Sepakbola dan Investasi

Setiap hiburan yang menarik bisa dipastikan akan mengundang banyak penonton, dan sepakbola adalah salah satunya. Mulai dari gocekan dan tendangan indah para pemain, proses terjadinya gol dalam suatu pertandingan, serta sebuah kemenangan, merupakan elemen indah dan ditunggu-tunggu oleh para penonton sepakbola. Bahkan intrik dan konflik antara pemain selama pertandingan berlangsung, serta keputusan wasit yang kontroversial pun bisa menghibur dan menjadi pembahasan banyak penikmat sepakbola di seluruh dunia.

Melihat jutaan pasang mata yang menyaksikan sebuah pertandingan, para pemilik modal mulai mencari celah untuk agar bisa meraup keuntungan dari hal tersebut. Hiburan yang menarik memang selalu mendatangkan sponsor. Itulah yang terjadi di era sepakbola modern saat ini, sepakbola yang tak lepas dari sponsor. Tidak hanya sponsor, bahkan banyak juga pemilik modal berani menginvestasikan sejumlah besar dananya di dunia olahraga yang katanya paling populer sejagat ini.
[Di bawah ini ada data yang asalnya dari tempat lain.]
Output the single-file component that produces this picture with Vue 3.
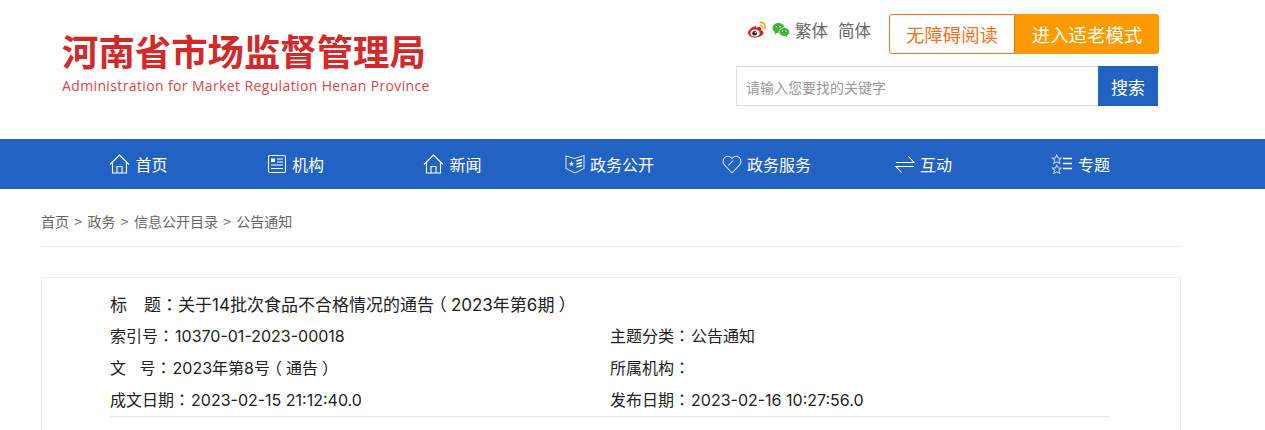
<template>
  <div class="page">
    <header class="head">
      <div class="logo">
        <h1 class="logo-title">河南省市场监督管理局</h1>
        <p class="logo-sub">Administration for Market Regulation Henan Province</p>
      </div>
      <div class="tools">
        <div class="tools-top">
          <div class="links">
            <svg class="social" width="20" height="18" viewBox="0 0 20 18">
              <path d="M8 5.200C4.600 6.200 1 9.200 1 12c0 2.600 3.400 4.500 7.400 4.500 4.300 0 8-2.200 8-4.700 0-1.600-1.400-2.300-2.500-2.600.6-1.500.3-2.600-.7-3-1.200-.4-3 .3-4 1 .2-1.500-.2-2.600-1.200-2z" fill="#d81e1e"/>
              <ellipse cx="8" cy="12" rx="4.600" ry="3.500" fill="#fff"/>
              <ellipse cx="7.600" cy="12.200" rx="2.400" ry="2.200" fill="#222"/>
              <circle cx="8.300" cy="11.500" r=".7" fill="#fff"/>
              <path d="M13 1.300c3.200-.2 5.700 2.300 5 6" fill="none" stroke="#f39a1e" stroke-width="1.600" stroke-linecap="round"/>
              <path d="M13.200 4.200c1.500-.1 2.500 1 2.200 2.700" fill="none" stroke="#f39a1e" stroke-width="1.300" stroke-linecap="round"/>
            </svg>
            <svg class="social" width="18" height="16" viewBox="0 0 18 16">
              <ellipse cx="6.500" cy="6" rx="6" ry="5" fill="#3fb23a"/>
              <path d="M3 9.500 2.600 12.400 5.800 10.500z" fill="#3fb23a"/>
              <ellipse cx="12.300" cy="10" rx="5.300" ry="4.400" fill="#3fb23a" stroke="#fff" stroke-width=".7"/>
              <path d="M14.500 13 15.300 15.200 12.600 14z" fill="#3fb23a"/>
              <circle cx="4.500" cy="4.700" r=".8" fill="#fff"/>
              <circle cx="8.300" cy="4.700" r=".8" fill="#fff"/>
              <circle cx="10.500" cy="9" r=".7" fill="#fff"/>
              <circle cx="14" cy="9" r=".7" fill="#fff"/>
            </svg>
            <a class="lang">繁体</a>
            <a class="lang">简体</a>
          </div>
          <div class="btns">
            <a class="btn-a">无障碍阅读</a>
            <a class="btn-b">进入适老模式</a>
          </div>
        </div>
        <div class="search">
          <div class="search-input">请输入您要找的关键字</div>
          <button class="search-btn">搜索</button>
        </div>
      </div>
    </header>

    <nav class="nav">
      <div class="nav-inner">
        <a v-for="item in navItems" :key="item.label" class="nav-item">
          <svg class="nav-icon" :width="item.w" height="20" :viewBox="`0 0 ${item.w} 20`" fill="none" stroke="#fff" stroke-width="1.100">
            <template v-if="item.icon === 'home'">
              <path d="M1 10.500 10.500 1 20 10.500"/>
              <path d="M3.500 8.500V19H17.500V8.500"/>
              <path d="M8 19V12.500H13V19"/>
            </template>
            <template v-else-if="item.icon === 'news'">
              <rect x="1.500" y="1.500" width="17" height="17" rx="1.500"/>
              <rect x="4" y="4.500" width="4" height="3.500" fill="#fff" stroke="none"/>
              <path d="M10 5H16M10 8H16M4 11H16M4 14.500H16"/>
            </template>
            <template v-else-if="item.icon === 'book'">
              <path d="M1 2 9.500 4.500 19 1.500V14.500L10 19 1 14.500Z" stroke="#cfdcf2"/>
              <path d="M6.500 7 7.300 8.900H9.200L7.700 10.100 8.200 12 6.500 11 4.800 12 5.300 10.100 3.800 8.900H5.700Z" fill="#fff" stroke="none"/>
              <path d="M11.500 7 17 5.500M11.500 10 17 8.500M11.500 13 17 11.500" stroke-width="1.300"/>
            </template>
            <template v-else-if="item.icon === 'heart'">
              <path d="M10 19 2.400 10.800C-.2 7.800 1.500 2.200 6 2.200c1.700 0 3 .8 4 2.300 1-1.500 2.300-2.300 4-2.300 4.500 0 6.200 5.600 3.600 8.600L10 19" stroke="#d9e4f5"/>
              <path d="M6.500 11.500 11 6.500" stroke="#d9e4f5"/>
            </template>
            <template v-else-if="item.icon === 'swap'">
              <path d="M1 8.500H19L13.500 2.500"/>
              <path d="M19 12.500H1L6.500 18.500"/>
            </template>
            <template v-else>
              <path d="M5.800 1 7.200 4H10.300L8 6.200 8.800 9.400 5.800 7.800 2.800 9.400 3.600 6.200 1.300 4H4.400Z" stroke="#b9cdec"/>
              <path d="M5.800 11 7.200 14H10.300L8 16.200 8.800 19.400 5.800 17.800 2.800 19.400 3.600 16.200 1.300 14H4.400Z" stroke="#b9cdec"/>
              <path d="M12 4.500H21M12 9.500H21M12 14.500H21" stroke-width="1.300"/>
            </template>
          </svg>
          <span>{{ item.label }}</span>
        </a>
      </div>
    </nav>

    <main class="main">
      <div class="crumbs">首页 &gt; 政务 &gt; 信息公开目录 &gt; 公告通知</div>
      <section class="info">
        <div class="info-title">
          <span v-for="(part, i) in splitPunc(title)" :key="i" :class="part.cls">{{ part.text }}</span>
        </div>
        <div class="info-grid">
          <div v-for="row in rows" :key="row" class="info-cell">
            <span v-for="(part, i) in splitPunc(row)" :key="i" :class="part.cls">{{ part.text }}</span>
          </div>
        </div>
      </section>
    </main>
  </div>
</template>

<script setup>
const navItems = [
  { label: '首页', icon: 'home', w: 21 },
  { label: '机构', icon: 'news', w: 20 },
  { label: '新闻', icon: 'home', w: 21 },
  { label: '政务公开', icon: 'book', w: 20 },
  { label: '政务服务', icon: 'heart', w: 20 },
  { label: '互动', icon: 'swap', w: 20 },
  { label: '专题', icon: 'topic', w: 22 }
]

const title = '标　题：关于14批次食品不合格情况的通告（2023年第6期）'

const rows = [
  '索引号：10370-01-2023-00018',
  '主题分类：公告通知',
  '文\u00a0\u00a0\u00a0号：2023年第8号（通告）',
  '所属机构：',
  '成文日期：2023-02-15 21:12:40.0',
  '发布日期：2023-02-16 10:27:56.0'
]

const puncClass = { '：': 'punc colon', '（': 'punc open', '）': 'punc close' }

// the colons and brackets sit in the middle of their square in the original
function splitPunc(text) {
  return text.split(/([：（）])/).filter(Boolean).map(t => ({ text: t, cls: puncClass[t] || '' }))
}
</script>

<style>
html, body {
  overflow: hidden;
  background: #fff;
}
</style>

<style scoped>
.page {
  width: 1265px;
  height: 430px;
  overflow: hidden;
  font-family: "Noto Sans CJK SC", "Liberation Sans", sans-serif;
  color: #333;
}

.head {
  height: 139px;
  display: flex;
  justify-content: space-between;
  padding: 0 106px 0 62px;
  box-sizing: border-box;
}

.logo {
  padding-top: 27px;
}

.logo-title {
  margin: 0;
  font-size: 36.400px;
  line-height: 46px;
  font-weight: 700;
  color: #d22a2a;
  white-space: nowrap;
}

.logo-sub {
  margin: 3px 0 0;
  font-family: "Open Sans", "Liberation Sans", sans-serif;
  font-size: 14px;
  line-height: 20px;
  letter-spacing: .37px;
  color: #dc4447;
  white-space: nowrap;
}

.tools {
  padding-top: 14px;
  width: 422px;
}

.tools-top {
  display: flex;
  justify-content: flex-end;
  align-items: flex-start;
}

.links {
  display: flex;
  align-items: center;
  height: 32px;
  margin-right: 13px;
}

.social {
  margin-right: 5px;
}

.lang {
  font-size: 16.500px;
  color: #666;
  margin-left: 0;
  margin-right: 10px;
}

.lang:last-child {
  margin-right: 5px;
}

.btns {
  display: flex;
  height: 40px;
}

.btn-a,
.btn-b {
  display: flex;
  align-items: center;
  justify-content: center;
  font-size: 18.400px;
  box-sizing: border-box;
}

.btn-a {
  width: 126px;
  color: #f5711d;
  border: 1px solid #f5711d;
  border-radius: 3px 0 0 3px;
}

.btn-b {
  width: 144px;
  color: #fff;
  background: #fb9a02;
  border-radius: 0 3px 3px 0;
}

.search {
  display: flex;
  height: 40px;
  margin: 12px 0 0 -1px;
}

.search-input {
  width: 362px;
  box-sizing: border-box;
  border: 1px solid #ddd;
  border-right: 0;
  padding-left: 9px;
  font-size: 14px;
  line-height: 40px;
  color: #999;
}

.search-btn {
  width: 60px;
  border: 0;
  padding: 0;
  background: #2262c3;
  color: #fff;
  font-family: inherit;
  font-size: 17px;
}

.nav {
  height: 50px;
  background: #2262c3;
  padding-left: 60px;
}

.nav-inner {
  display: grid;
  grid-template-columns: repeat(7, 157px);
  height: 100%;
}

.nav-item {
  display: flex;
  align-items: center;
  justify-content: center;
  gap: 5px;
  color: #fff;
  font-size: 16px;
  white-space: nowrap;
}

.main {
  width: 1140px;
  margin-left: 41px;
}

.crumbs {
  height: 57px;
  line-height: 65px;
  font-size: 14px;
  color: #666;
  border-bottom: 1px solid #e8e8e8;
  word-spacing: 2.200px;
}

.info {
  margin-top: 30px;
  border: 1px solid #eee;
  padding: 10px 70px 0 68px;
  min-height: 160px;
  font-family: Inter, "Noto Sans CJK SC", sans-serif;
}

.info-title {
  font-size: 17px;
  height: 31px;
  line-height: 31px;
  color: #222;
}

.punc {
  font-family: "Noto Sans CJK TC", sans-serif;
}

.open,
.close {
  display: inline-block;
}

.open {
  transform: translateX(-.25em);
}

.close {
  transform: translateX(.25em);
}

.info-grid {
  display: grid;
  grid-template-columns: 500px 500px;
  grid-auto-rows: 32px;
  width: 1000px;
  padding-bottom: 1px;
  border-bottom: 1px solid #e8e8e8;
}

.info-cell {
  font-size: 16px;
  height: 32px;
  line-height: 32px;
  color: #222;
}

.info-cell .colon {
  padding-right: 1px;
}
</style>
Harga pemain yang enggak bagus-bagus amat bisa melambung tinggi karena diminati oleh investor pemilik klub. Sponsor yang memiliki dana yang seakan tidak terbatas berani menggaji pemain dengan gaji setinggi langit agar si pemain betah di klub. Kualitas permainan sepakbola tidak lagi bisa ditakar lewat harga pemain tersebut. Bursa transfer pemain sepakbola seakan menjadi pusat menghamburkan uang bagi para investor klub sepakbola, dan akhirnya muncul pemain-pemain berharga fantastis, bahkan cenderung tidak masuk akal.

Fenomena pemain mahal yang gagal tampil bagus semakin menjamur. Andy Caroll salah satunya, dibeli mahal oleh Liverpool namun tidak mampu bermain sesuai dengan harga belinya, dan akhirnya dijual murah ke West Ham United. Masih banyak cerita lainnya, seperti nasib Shawn Wright-Phillips, Robben, Kezman, dan Shevchenko di Chelsea, ada pula nasib Ricardo Kaka di Madrid, yang dibeli mahal akan tetapi kurang memberi kontribusi bagi klub, kemudian disia-siakan.

Sponsor pun terkadang menjadi pisau bermata dua yang mampu memberikan dukungan finansial bagi perjalanan sebuah kompetisi sepakbola, atau memberikan dampak merugikan bagi seorang pemain bintang. Isu terkait ‘the real’ Ronaldo yang dipaksa bermain oleh sponsor apparel-nya – sebuah perusahaan alat olahraga terkenal – saat Brasil bertemu Perancis di Final Piala Dunia 1998. Akibatnya, Brasil gagal meraih piala, dan il phenomenon menghadapi cedera yang tak bisa disembuhkan seratus persen hingga akhir karir sepakbolanya. Mudah-mudahan itu hanya gosip.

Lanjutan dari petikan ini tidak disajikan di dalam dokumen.